As for myself, half a year ago I stopped posting difficult items on my website, Diversant Daily, feeling tired and uninspired. Or was it fear? Unlike Politkovskaya, I have never been attacked and have not received death threats. Instead, I would receive friendly advice. "Art, you're the leading music critic in the country. Why don't you stick to what you do best and drop this hopeless political criticism?" My response was always, "I'll do what I want." As a result, I found myself blacklisted, like some time ago when I was invited to a celebrity edition of Russia's equivalent of Who Wants To Be A Millionaire? I agreed, the producers were thrilled - after all, who wouldn't want to donate a million roubles to an orphanage? But hours before recording, I was told that the bosses had changed their minds and considered me "not the right person".
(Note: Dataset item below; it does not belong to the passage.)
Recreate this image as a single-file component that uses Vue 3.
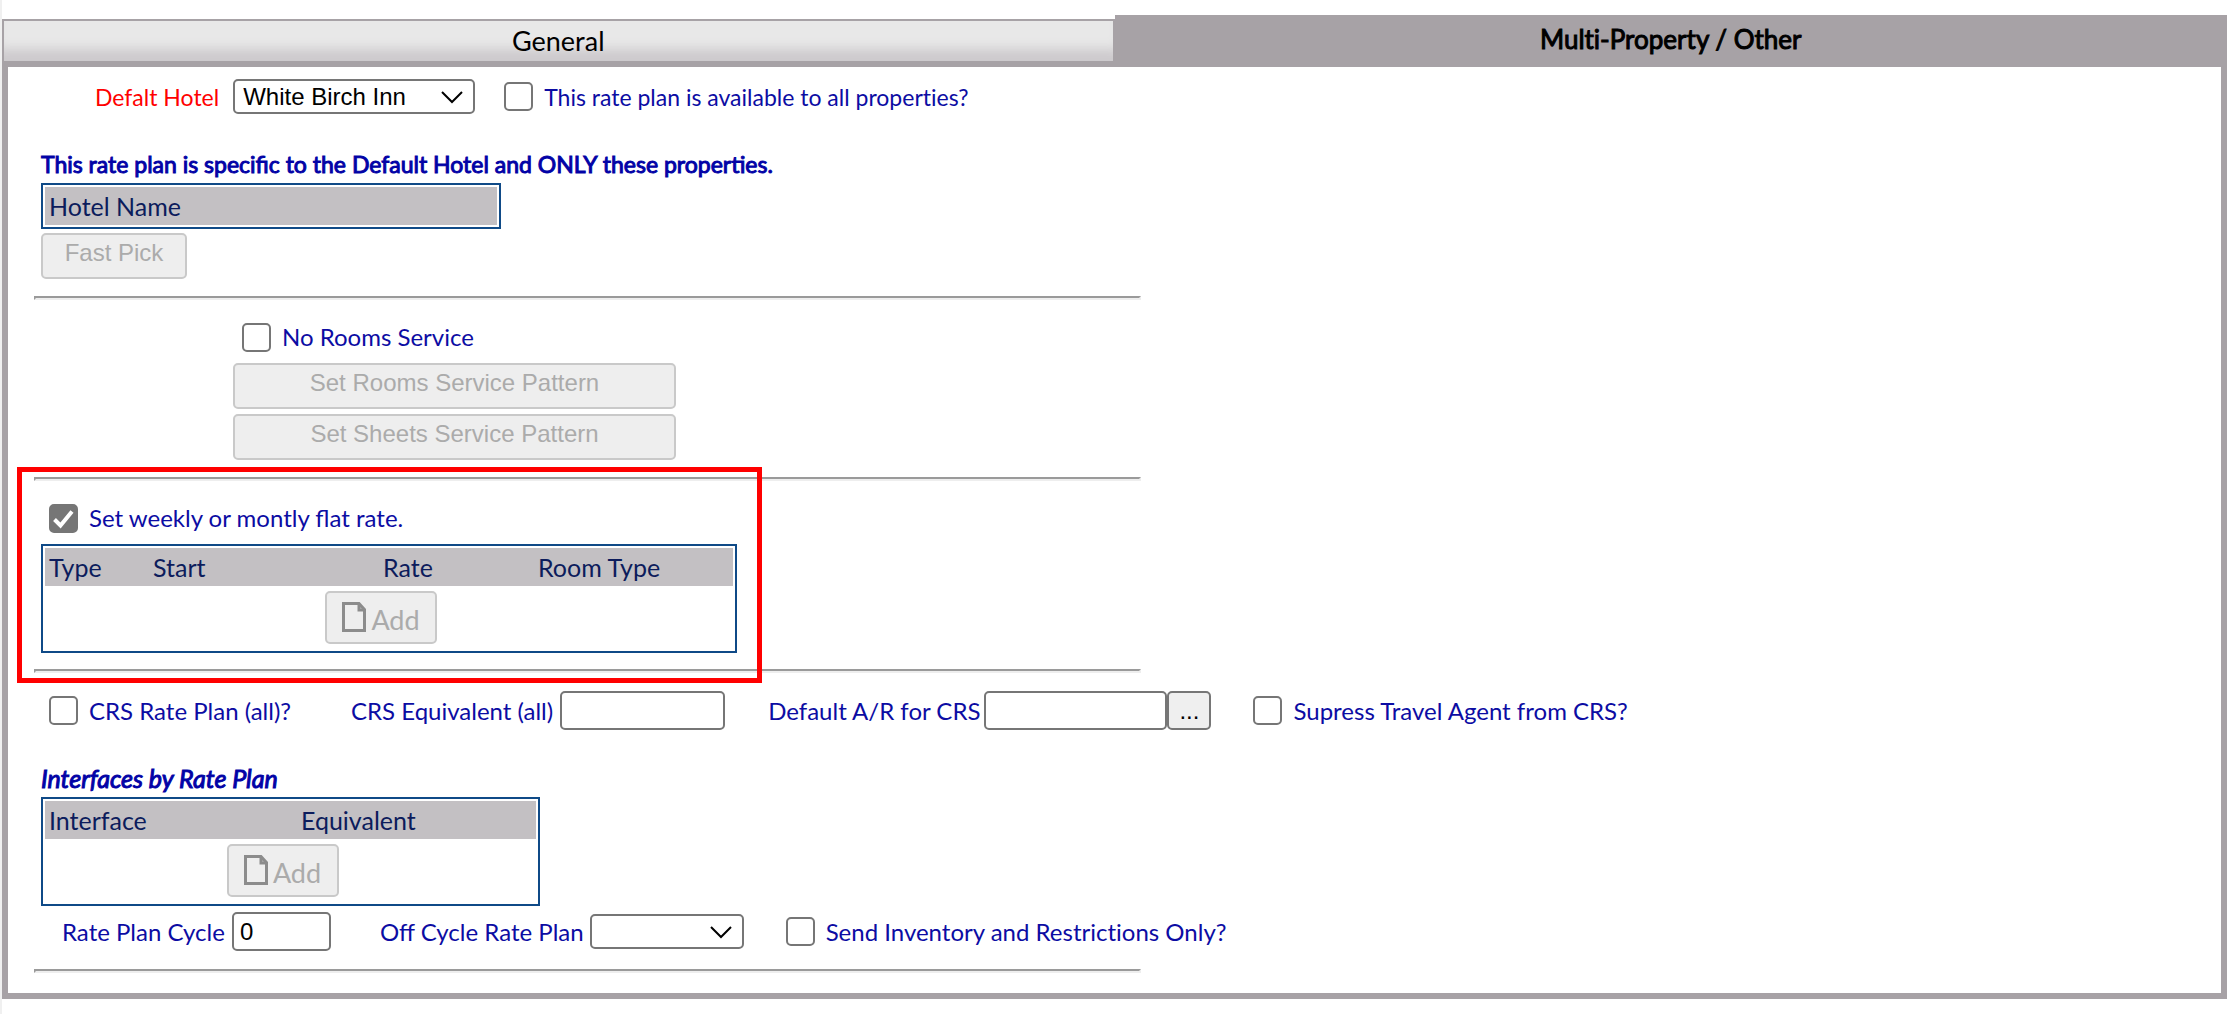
<script setup>
import { ref } from 'vue'

const hotel = ref('White Birch Inn')
const allProperties = ref(false)
const noRooms = ref(false)
const flatRate = ref(true)
const crsRatePlan = ref(false)
const crsEquivalent = ref('')
const defaultAr = ref('')
const suppressAgent = ref(false)
const cycle = ref('0')
const offCycle = ref('')
const inventoryOnly = ref(false)
</script>

<template>
  <main class="page">
    <nav class="tabs">
      <button type="button" class="tab">General</button>
      <button type="button" class="tab active">Multi-Property / Other</button>
    </nav>

    <form class="panel" @submit.prevent>
      <div class="row hotel-row">
        <label class="required" for="hotel">Defalt Hotel</label>
        <span class="select hotel-select">
          <select id="hotel" v-model="hotel">
            <option>White Birch Inn</option>
          </select>
          <svg viewBox="0 0 22 14" aria-hidden="true"><path d="M1 2 L11 12 L21 2" /></svg>
        </span>
        <label class="check"><input v-model="allProperties" type="checkbox" />This rate plan is available to all properties?</label>
      </div>

      <h2 class="title">This rate plan is specific to the Default Hotel and ONLY these properties.</h2>
      <table class="grid hotels">
        <thead>
          <tr><th>Hotel Name</th></tr>
        </thead>
      </table>
      <button type="button" class="btn pick" disabled>Fast Pick</button>

      <hr />

      <div class="service">
        <label class="check"><input v-model="noRooms" type="checkbox" />No Rooms Service</label>
        <button type="button" class="btn" disabled>Set Rooms Service Pattern</button>
        <button type="button" class="btn" disabled>Set Sheets Service Pattern</button>
      </div>

      <div class="flat">
        <hr />
        <label class="check flat-check"><input v-model="flatRate" type="checkbox" />Set weekly or montly flat rate.</label>
        <table class="grid rates">
          <colgroup><col class="c-type" /><col class="c-start" /><col class="c-rate" /><col /></colgroup>
          <thead>
            <tr><th>Type</th><th>Start</th><th>Rate</th><th>Room Type</th></tr>
          </thead>
          <tbody>
            <tr>
              <td colspan="4">
                <button type="button" class="add" disabled>
                  <svg viewBox="0 0 24 30" aria-hidden="true"><path d="M1.5 1.5 H17 L22.5 7.5 V28.5 H1.5 Z M17 1.5 V8 H22.5" /></svg>Add
                </button>
              </td>
            </tr>
          </tbody>
        </table>
        <hr />
        <div class="highlight"></div>
      </div>

      <div class="row crs-row">
        <label class="check"><input v-model="crsRatePlan" type="checkbox" />CRS Rate Plan (all)?</label>
        <span class="field crs-field">
          <label for="crs">CRS Equivalent (all)</label>
          <input id="crs" v-model="crsEquivalent" type="text" class="text w-crs" />
        </span>
        <span class="field ar-field">
          <label for="ar">Default A/R for CRS</label>
          <span class="lookup">
            <input id="ar" v-model="defaultAr" type="text" class="text w-ar" />
            <button type="button" class="dots" aria-label="Look up">...</button>
          </span>
        </span>
        <label class="check agent"><input v-model="suppressAgent" type="checkbox" />Supress Travel Agent from CRS?</label>
      </div>

      <h2 class="title italic">Interfaces by Rate Plan</h2>
      <table class="grid interfaces">
        <colgroup><col class="c-interface" /><col /></colgroup>
        <thead>
          <tr><th>Interface</th><th>Equivalent</th></tr>
        </thead>
        <tbody>
          <tr>
            <td colspan="2">
              <button type="button" class="add" disabled>
                <svg viewBox="0 0 24 30" aria-hidden="true"><path d="M1.5 1.5 H17 L22.5 7.5 V28.5 H1.5 Z M17 1.5 V8 H22.5" /></svg>Add
              </button>
            </td>
          </tr>
        </tbody>
      </table>

      <div class="row cycle-row">
        <span class="field">
          <label for="cycle">Rate Plan Cycle</label>
          <input id="cycle" v-model="cycle" type="text" class="text w-cycle" />
        </span>
        <span class="field off-field">
          <label for="off">Off Cycle Rate Plan</label>
          <span class="select off-select">
            <select id="off" v-model="offCycle">
              <option value=""></option>
            </select>
            <svg viewBox="0 0 22 14" aria-hidden="true"><path d="M1 2 L11 12 L21 2" /></svg>
          </span>
        </span>
        <label class="check send"><input v-model="inventoryOnly" type="checkbox" />Send Inventory and Restrictions Only?</label>
      </div>

      <hr />
    </form>
  </main>
</template>

<style>
body {
  margin: 0;
  background: #fff;
}
</style>

<style scoped>
* {
  box-sizing: border-box;
}

.page {
  min-height: 100vh;
  padding: 15px 0;
  border-left: 2px solid #f0f0f0;
  font-family: Lato, "Liberation Sans", sans-serif;
  font-size: 24px;
  line-height: 30px;
  color: #0c0ca3;
}

.tabs {
  display: flex;
  align-items: flex-end;
}

.tab {
  flex: 1;
  height: 42px;
  padding: 0;
  border: 2px solid #a7a2a6;
  border-bottom: 0;
  border-radius: 0;
  background: #e8e8e8;
  box-shadow: inset 0 -20px 12px -8px #cdcacd;
  font: 27px/32px Lato, sans-serif;
  font-variant-ligatures: none;
  color: #000;
}

.tab.active {
  height: 46px;
  background: #a7a2a6;
  box-shadow: none;
  font-size: 26px;
  -webkit-text-stroke: 1px #000;
}

.panel {
  padding: 12px 0 20px 26px;
  border: 6px solid #a7a2a6;
}

hr {
  width: 1107px;
  max-width: 100%;
  height: 4px;
  margin: 0;
  border: 2px solid;
  border-color: #9a9a9a #eee #eee #9a9a9a;
}

.row,
.field,
.check {
  display: flex;
  align-items: center;
}

.field {
  gap: 7px;
}

.check {
  gap: 11px;
  font-variant-ligatures: none;
}

.check input {
  flex: none;
  appearance: none;
  width: 29px;
  height: 29px;
  margin: 0;
  border: 2px solid #767676;
  border-radius: 5px;
  background: #fff;
}

.check input:checked {
  background: #767676 url("data:image/svg+xml,%3Csvg xmlns='http://www.w3.org/2000/svg' viewBox='0 0 25 25'%3E%3Cpath d='M3.5 13.5 L9.5 19.5 L21 5.5' fill='none' stroke='white' stroke-width='4'/%3E%3C/svg%3E") center / 25px 25px no-repeat;
}

.hotel-row {
  padding-left: 61px;
  font-size: 23px;
}

.required {
  color: #f00;
}

.select {
  position: relative;
  display: block;
  height: 35px;
}

.select select {
  appearance: none;
  width: 100%;
  height: 100%;
  padding: 0 8px;
  border: 2px solid #767676;
  border-radius: 5px;
  background: #fff;
  font: 24px/30px "Liberation Sans", Arial, sans-serif;
  color: #000;
}

.select svg {
  position: absolute;
  top: 11px;
  right: 12px;
  width: 22px;
  height: 14px;
  fill: none;
  stroke: #000;
  stroke-width: 2;
  pointer-events: none;
}

.hotel-select {
  width: 242px;
  margin: 0 29px 0 14px;
}

.off-select {
  width: 154px;
}

.title {
  margin: 35px 0 4px 7px;
  font-size: 23px;
  font-weight: 400;
  line-height: 30px;
  color: #0202a6;
  -webkit-text-stroke: 1px #0202a6;
}

.title.italic {
  margin-top: 33px;
  font-size: 25px;
  font-style: italic;
}

.grid {
  margin-left: 7px;
  border: 2px solid #0f4a87;
  border-spacing: 2px;
  table-layout: fixed;
}

.grid th {
  height: 38px;
  padding: 0 4px;
  background: #c3c0c3;
  font-size: 25px;
  font-weight: 400;
  text-align: left;
  color: #0c1c5c;
}

.grid td {
  height: 63px;
  padding: 0 16px 0 0;
  text-align: center;
}

.hotels {
  width: 460px;
}

.rates,
.interfaces {
  border-spacing: 0;
  padding: 2px;
}

.rates {
  width: 696px;
}

.interfaces {
  width: 499px;
}

.c-type {
  width: 104px;
}

.c-start {
  width: 230px;
}

.c-rate {
  width: 155px;
}

.c-interface {
  width: 252px;
}

.btn {
  display: block;
  height: 46px;
  padding: 0 0 6px;
  border: 2px solid #c9c9c9;
  border-radius: 5px;
  background: #eee;
  font: 24px/30px "Liberation Sans", Arial, sans-serif;
  color: #ababab;
}

.pick {
  width: 146px;
  margin: 4px 0 17px 7px;
}

.service {
  display: flex;
  flex-direction: column;
  gap: 5px;
  width: 443px;
  margin: 22px 0 17px 199px;
}

.service .check {
  margin: 0 0 6px 9px;
}

.flat {
  position: relative;
}

.flat-check {
  margin: 22px 0 11px 15px;
  font-variant-ligatures: normal;
}

.rates {
  margin-bottom: 16px;
}

.highlight {
  position: absolute;
  inset: -10px auto -10px -17px;
  width: 745px;
  border: 5px solid #f00;
  pointer-events: none;
}

.add {
  display: inline-flex;
  align-items: center;
  justify-content: center;
  gap: 5px;
  width: 112px;
  height: 53px;
  padding: 4px 0 0;
  border: 2px solid #c9c9c9;
  border-radius: 5px;
  background: #eee;
  font: 27px/34px Lato, sans-serif;
  color: #ababab;
  vertical-align: middle;
}

.add svg {
  width: 24px;
  height: 30px;
  margin-bottom: 6px;
  fill: none;
  stroke: #8c8c8c;
  stroke-width: 3;
}

.text {
  height: 39px;
  padding: 0 6px;
  border: 2px solid #767676;
  border-radius: 5px;
  background: #fff;
  font: 24px/30px "Liberation Sans", Arial, sans-serif;
  color: #000;
}

.w-crs {
  width: 165px;
}

.w-ar {
  width: 183px;
}

.w-cycle {
  width: 99px;
}

.lookup {
  display: flex;
}

.dots {
  width: 44px;
  height: 39px;
  padding: 0;
  border: 2px solid #767676;
  border-radius: 5px;
  background: #efefef;
  font: 24px/30px "Liberation Sans", Arial, sans-serif;
  color: #000;
}

.crs-row {
  padding: 18px 0 0 15px;
}

.crs-field {
  margin-left: 60px;
}

.ar-field {
  gap: 4px;
  margin-left: 43px;
}

.agent,
.send {
  margin-left: 42px;
}

.cycle-row {
  padding: 6px 0 18px 28px;
}

.off-field {
  margin-left: 49px;
}

.off-field {
  gap: 6px;
}
</style>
I took this with humour and self-irony. I try to convince myself that I have stopped writing about politics, not out of fear but because the subject is no longer interesting. I am not sure. What I do know is this: it is demoralising to write the same things over and again, to no effect. It is demoralising to realise that among Russia's silent majority Putin is genuinely popular and there seems no way of waking these people up. Most depressing, however, is that the so-called democracies of the west are turning a blind eye. One day, messrs Blair and Bush, the Germans and the Italians, will regret that.